Here we again observe clear downward trend for commission from top 1 to 100 as we put very high weighting on commission. the pattern for number of user is less obvious where we observe some upward trend for fraud rate.


![Alt Text](../plots/100cluster.png)

the proportion of different business in top 100 seem to highly reflect their innitial proportion .

# Assumptions

No confounding factors other than the features included in our data

Consumer address is likely linked to the most populous SA2 district if a postcode is said to belong to two SA2 districts

Individual consumer’s income can be represented by the median of their SA2.

Consumer fraud is not insured or fully recovered, so the BNPL business loses all fraudulent transactions

# Limitations and difficulties

Missing Data: Our biggest obstacle was dealing with missing data, e.g. missing fraud rate data,....

Small Dataset: Our transactions data only covers ~1.5 years. A larger range of data would be beneficial in determining consumer patterns over years.

Significant time to train SARIMAX for nearly 4000 merchants.

External Correspondence: mismatches when dealing with the external dataset, e.g. SA2 regions are not 1-to-1 with postcodes.

No ranking label available (similar to how QS rank universities), it’s all up to us to decide the directions.

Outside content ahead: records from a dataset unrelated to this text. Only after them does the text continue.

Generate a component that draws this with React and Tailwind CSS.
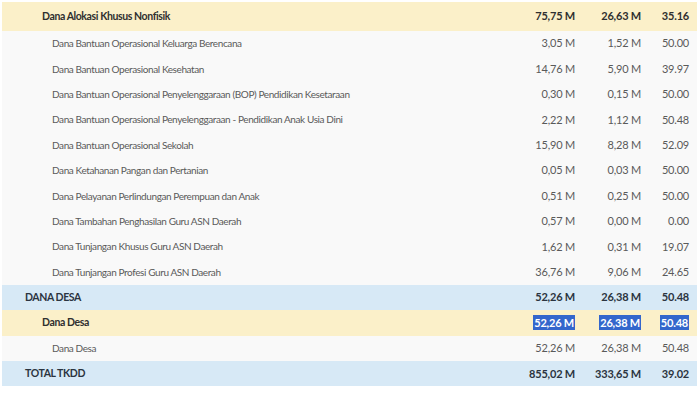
const rows = [
  { label: 'Dana Alokasi Khusus Nonfisik', a: '75,75 M', b: '26,63 M', c: '35.16', type: 'sub', first: true },
  { label: 'Dana Bantuan Operasional Keluarga Berencana', a: '3,05 M', b: '1,52 M', c: '50.00', type: 'item' },
  { label: 'Dana Bantuan Operasional Kesehatan', a: '14,76 M', b: '5,90 M', c: '39.97', type: 'item' },
  { label: 'Dana Bantuan Operasional Penyelenggaraan (BOP) Pendidikan Kesetaraan', a: '0,30 M', b: '0,15 M', c: '50.00', type: 'item' },
  { label: 'Dana Bantuan Operasional Penyelenggaraan - Pendidikan Anak Usia Dini', a: '2,22 M', b: '1,12 M', c: '50.48', type: 'item' },
  { label: 'Dana Bantuan Operasional Sekolah', a: '15,90 M', b: '8,28 M', c: '52.09', type: 'item' },
  { label: 'Dana Ketahanan Pangan dan Pertanian', a: '0,05 M', b: '0,03 M', c: '50.00', type: 'item' },
  { label: 'Dana Pelayanan Perlindungan Perempuan dan Anak', a: '0,51 M', b: '0,25 M', c: '50.00', type: 'item' },
  { label: 'Dana Tambahan Penghasilan Guru ASN Daerah', a: '0,57 M', b: '0,00 M', c: '0.00', type: 'item' },
  { label: 'Dana Tunjangan Khusus Guru ASN Daerah', a: '1,62 M', b: '0,31 M', c: '19.07', type: 'item' },
  { label: 'Dana Tunjangan Profesi Guru ASN Daerah', a: '36,76 M', b: '9,06 M', c: '24.65', type: 'item' },
  { label: 'DANA DESA', a: '52,26 M', b: '26,38 M', c: '50.48', type: 'group' },
  { label: 'Dana Desa', a: '52,26 M', b: '26,38 M', c: '50.48', type: 'sub', selected: true },
  { label: 'Dana Desa', a: '52,26 M', b: '26,38 M', c: '50.48', type: 'item' },
  { label: 'TOTAL TKDD', a: '855,02 M', b: '333,65 M', c: '39.02', type: 'group' },
]

const rowStyle = {
  group: 'bg-[#d7e9f6] font-bold text-[#2b3440]',
  sub: 'bg-[#fbf0c9] font-bold text-[#2f2f2f]',
  item: 'bg-[#f9f9f9] text-[#5a5a5a]',
}

// label indent + size per level
const labelStyle = {
  group: 'pl-[23px] text-[10.5px] tracking-[-0.4px]',
  sub: 'pl-[40px] text-[10.5px] tracking-[-0.4px]',
  item: 'pl-[50px] text-[10px] tracking-[-0.4px]',
}

const Cell = ({ value, selected, className }) => (
  <div className={`text-right tracking-[-0.2px] ${className}`}>
    {selected ? (
      <span className="bg-[#3366cc] text-white px-[1px] py-[1px]">{value}</span>
    ) : (
      value
    )}
  </div>
)

export default function App() {
  return (
    <div className="w-[700px] h-[393px] bg-white pt-[2px] px-[2px] overflow-hidden font-['Lato','Noto_Sans',sans-serif] text-[11px]">
      <div className="flex flex-col w-[695px]">
        {rows.map((r, i) => (
          <div
            key={i}
            className={`flex items-center ${r.first ? 'h-[29px]' : 'h-[25.4px]'} ${rowStyle[r.type]}`}
          >
            <div className={`flex-1 truncate ${labelStyle[r.type]}`}>{r.label}</div>
            <Cell value={r.a} selected={r.selected} className="w-[90px]" />
            <Cell value={r.b} selected={r.selected} className="w-[66px]" />
            <Cell value={r.c} selected={r.selected} className="w-[51px] pr-[3px]" />
            <div className="w-[5px]" />
          </div>
        ))}
      </div>
    </div>
  )
}
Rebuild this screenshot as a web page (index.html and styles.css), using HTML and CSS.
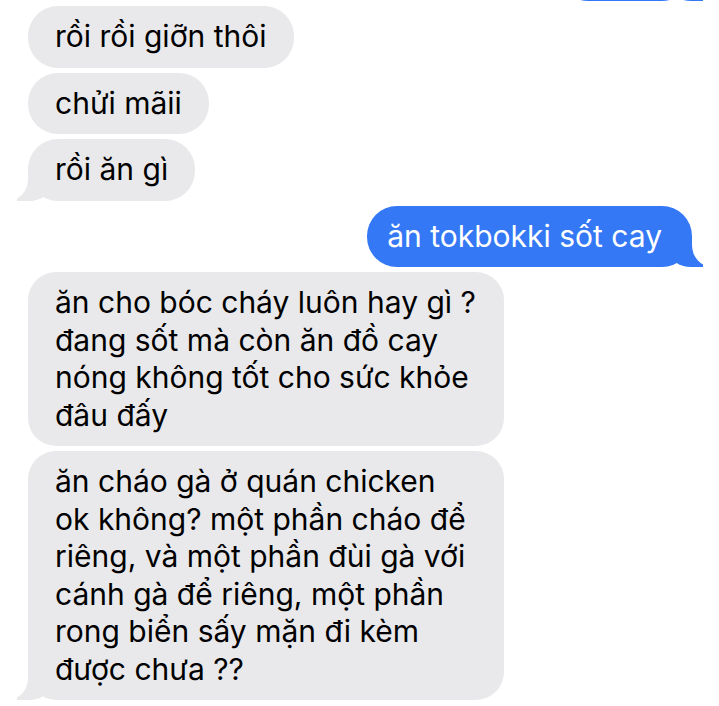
FILE: index.html
```html
<!DOCTYPE html>
<html lang="vi">
<head>
<meta charset="utf-8">
<title>Tin nhắn</title>
<link rel="stylesheet" href="styles.css">
</head>
<body>
<main class="thread">
  <div class="bubble sent tail partial"></div>
  <div class="bubble recv">rồi rồi giỡn thôi</div>
  <div class="bubble recv">chửi mãii</div>
  <div class="bubble recv tail">rồi ăn gì</div>
  <div class="bubble sent tail">ăn tokbokki sốt cay</div>
  <div class="bubble recv long">ăn cho bóc cháy luôn hay gì ?<br>đang sốt mà còn ăn đồ cay<br>nóng không tốt cho sức khỏe<br>đâu đấy</div>
  <div class="bubble recv long tail">ăn cháo gà ở quán chicken<br>ok không? một phần cháo để<br>riêng, và một phần đùi gà với<br>cánh gà để riêng, một phần<br>rong biển sấy mặn đi kèm<br>được chưa ??</div>
</main>
</body>
</html>
```
FILE: styles.css
```css
html, body {
  margin: 0;
  background: #ffffff;
}

body {
  font-family: Inter, "Noto Sans", sans-serif;
  -webkit-font-smoothing: antialiased;
}

.thread {
  display: flex;
  flex-direction: column;
  gap: 5px;
  margin-top: -60px;
  padding: 0 27px 0 28px;
}

.bubble {
  position: relative;
  box-sizing: border-box;
  max-width: 476px;
  min-height: 61px;
  padding: 12px 27px;
  border-radius: 30px;
  font-size: 30px;
  line-height: 37.5px;
  white-space: nowrap;
}

.recv {
  align-self: flex-start;
  background: #e9e9eb;
  color: #000000;
}

.sent {
  align-self: flex-end;
  background: #3478f6;
  color: #ffffff;
  padding: 12px 30px 12px 20px;
}

.long {
  width: 476px;
  border-radius: 28px;
}

.partial {
  width: 134px;
}

/* tails */
.tail::before,
.tail::after {
  content: "";
  position: absolute;
  bottom: 0;
  height: 30px;
}

.recv.tail::before {
  left: -11px;
  width: 34px;
  background: #e9e9eb;
  border-bottom-right-radius: 22px 16px;
}

.recv.tail::after {
  left: -40px;
  width: 40px;
  background: #ffffff;
  border-bottom-right-radius: 20px 22px;
}

.sent.tail::before {
  right: -11px;
  width: 34px;
  background: #3478f6;
  border-bottom-left-radius: 22px 16px;
}

.sent.tail::after {
  right: -40px;
  width: 40px;
  background: #ffffff;
  border-bottom-left-radius: 20px 22px;
}
```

# Future improment and application

Firstly, we can enhance our model for rating customer fraud and create a credit rating system that decide whether a transaction is accepted or not. But we will need multi layer authentication, integration with bank account, credit data from third parties….

Secondly, we can bring our ranking model into production. Merchants having interest will submit through an online portal, and we accept them if they pass through certain point. We will build an automatic pipeline for this. 

Thirdly, we can build bots scraping the internet, social media for potential merchant and feed into our model. If our candidate passes, we will automatically send an invitation email. If things go well, our sales team will further contact them to negotiate terms. Though, we need to aware of privacy in this.